# WHAT YOU NEED TO DO
Please state how many lines in the records contain the string "this", with no words besides the number.

# RECORDS SUPPLIED
● ● ● ● ● ● ●
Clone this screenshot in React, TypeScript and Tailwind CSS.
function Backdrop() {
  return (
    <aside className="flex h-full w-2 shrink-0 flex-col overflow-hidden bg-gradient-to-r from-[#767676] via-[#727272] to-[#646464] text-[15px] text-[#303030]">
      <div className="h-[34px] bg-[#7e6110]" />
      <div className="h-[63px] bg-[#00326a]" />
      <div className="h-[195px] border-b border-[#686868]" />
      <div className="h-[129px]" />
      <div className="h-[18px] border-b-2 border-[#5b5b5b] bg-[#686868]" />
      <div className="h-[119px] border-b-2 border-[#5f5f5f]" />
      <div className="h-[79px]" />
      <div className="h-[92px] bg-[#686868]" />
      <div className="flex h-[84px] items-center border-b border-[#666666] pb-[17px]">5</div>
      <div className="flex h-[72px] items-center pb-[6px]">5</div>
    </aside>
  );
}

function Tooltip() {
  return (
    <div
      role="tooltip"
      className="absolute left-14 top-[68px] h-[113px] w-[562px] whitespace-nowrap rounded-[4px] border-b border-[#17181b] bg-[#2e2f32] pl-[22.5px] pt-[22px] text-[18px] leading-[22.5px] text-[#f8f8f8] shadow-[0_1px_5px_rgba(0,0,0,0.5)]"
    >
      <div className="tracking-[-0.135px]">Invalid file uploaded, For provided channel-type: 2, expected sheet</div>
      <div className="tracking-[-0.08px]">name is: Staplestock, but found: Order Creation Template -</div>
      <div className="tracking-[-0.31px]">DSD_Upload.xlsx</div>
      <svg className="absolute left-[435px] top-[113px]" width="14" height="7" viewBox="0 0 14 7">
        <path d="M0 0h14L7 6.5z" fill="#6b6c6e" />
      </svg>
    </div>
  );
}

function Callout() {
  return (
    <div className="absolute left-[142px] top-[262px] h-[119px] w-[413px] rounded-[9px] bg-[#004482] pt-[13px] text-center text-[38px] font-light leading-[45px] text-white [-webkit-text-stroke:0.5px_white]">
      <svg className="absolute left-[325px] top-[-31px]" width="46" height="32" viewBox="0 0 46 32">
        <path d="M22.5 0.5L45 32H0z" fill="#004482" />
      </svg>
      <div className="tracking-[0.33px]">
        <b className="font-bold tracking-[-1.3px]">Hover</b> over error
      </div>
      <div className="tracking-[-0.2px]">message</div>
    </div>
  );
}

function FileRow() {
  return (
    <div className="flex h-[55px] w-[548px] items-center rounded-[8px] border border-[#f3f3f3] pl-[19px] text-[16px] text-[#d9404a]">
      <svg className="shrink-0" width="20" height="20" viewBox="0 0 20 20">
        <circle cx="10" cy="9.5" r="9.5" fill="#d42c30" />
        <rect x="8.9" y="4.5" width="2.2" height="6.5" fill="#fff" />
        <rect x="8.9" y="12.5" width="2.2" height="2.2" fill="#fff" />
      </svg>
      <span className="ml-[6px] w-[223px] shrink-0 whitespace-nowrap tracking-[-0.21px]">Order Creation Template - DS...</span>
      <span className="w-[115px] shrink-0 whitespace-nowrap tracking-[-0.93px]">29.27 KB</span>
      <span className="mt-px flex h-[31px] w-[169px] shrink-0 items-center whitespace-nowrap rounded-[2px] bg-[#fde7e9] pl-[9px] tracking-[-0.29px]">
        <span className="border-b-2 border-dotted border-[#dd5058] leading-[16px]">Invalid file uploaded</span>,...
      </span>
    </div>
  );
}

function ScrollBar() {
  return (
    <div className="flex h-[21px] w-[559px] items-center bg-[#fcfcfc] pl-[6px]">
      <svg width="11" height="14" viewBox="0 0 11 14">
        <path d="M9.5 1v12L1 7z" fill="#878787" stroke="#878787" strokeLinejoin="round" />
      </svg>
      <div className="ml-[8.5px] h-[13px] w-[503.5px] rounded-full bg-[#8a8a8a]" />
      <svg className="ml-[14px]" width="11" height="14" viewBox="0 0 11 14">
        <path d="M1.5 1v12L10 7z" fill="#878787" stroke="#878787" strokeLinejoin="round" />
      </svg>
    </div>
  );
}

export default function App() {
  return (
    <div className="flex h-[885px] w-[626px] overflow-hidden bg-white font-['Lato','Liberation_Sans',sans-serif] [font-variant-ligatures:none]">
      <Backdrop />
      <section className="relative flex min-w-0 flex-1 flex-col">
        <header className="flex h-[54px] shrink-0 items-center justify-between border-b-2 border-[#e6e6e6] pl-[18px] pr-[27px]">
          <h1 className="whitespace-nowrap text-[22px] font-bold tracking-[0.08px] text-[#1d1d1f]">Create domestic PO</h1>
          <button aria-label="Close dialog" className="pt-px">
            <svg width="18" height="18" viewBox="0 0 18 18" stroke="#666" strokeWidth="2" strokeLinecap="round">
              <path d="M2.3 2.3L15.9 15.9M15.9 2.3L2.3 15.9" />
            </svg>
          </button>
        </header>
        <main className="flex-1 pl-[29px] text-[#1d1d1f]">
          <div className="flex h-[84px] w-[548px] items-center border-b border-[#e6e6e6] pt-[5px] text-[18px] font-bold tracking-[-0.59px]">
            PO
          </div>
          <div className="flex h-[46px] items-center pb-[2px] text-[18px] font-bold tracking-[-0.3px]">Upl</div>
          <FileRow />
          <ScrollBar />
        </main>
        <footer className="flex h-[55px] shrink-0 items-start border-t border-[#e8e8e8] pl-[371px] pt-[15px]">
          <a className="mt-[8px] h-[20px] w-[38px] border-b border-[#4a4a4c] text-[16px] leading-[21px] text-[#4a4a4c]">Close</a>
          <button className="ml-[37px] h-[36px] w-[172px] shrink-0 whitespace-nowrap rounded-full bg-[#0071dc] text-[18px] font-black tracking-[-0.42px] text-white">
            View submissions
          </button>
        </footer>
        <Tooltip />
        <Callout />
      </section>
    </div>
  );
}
● ● ● ● ● ● ●
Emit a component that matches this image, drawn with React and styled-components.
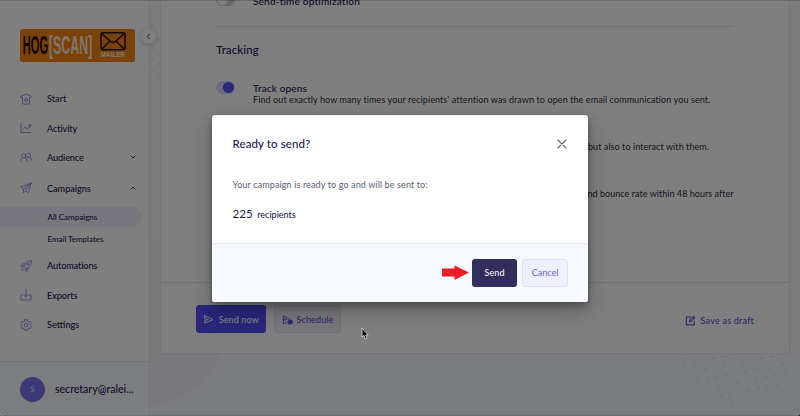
● ● ● ● ● ● ●
# TASK SOLUTION
2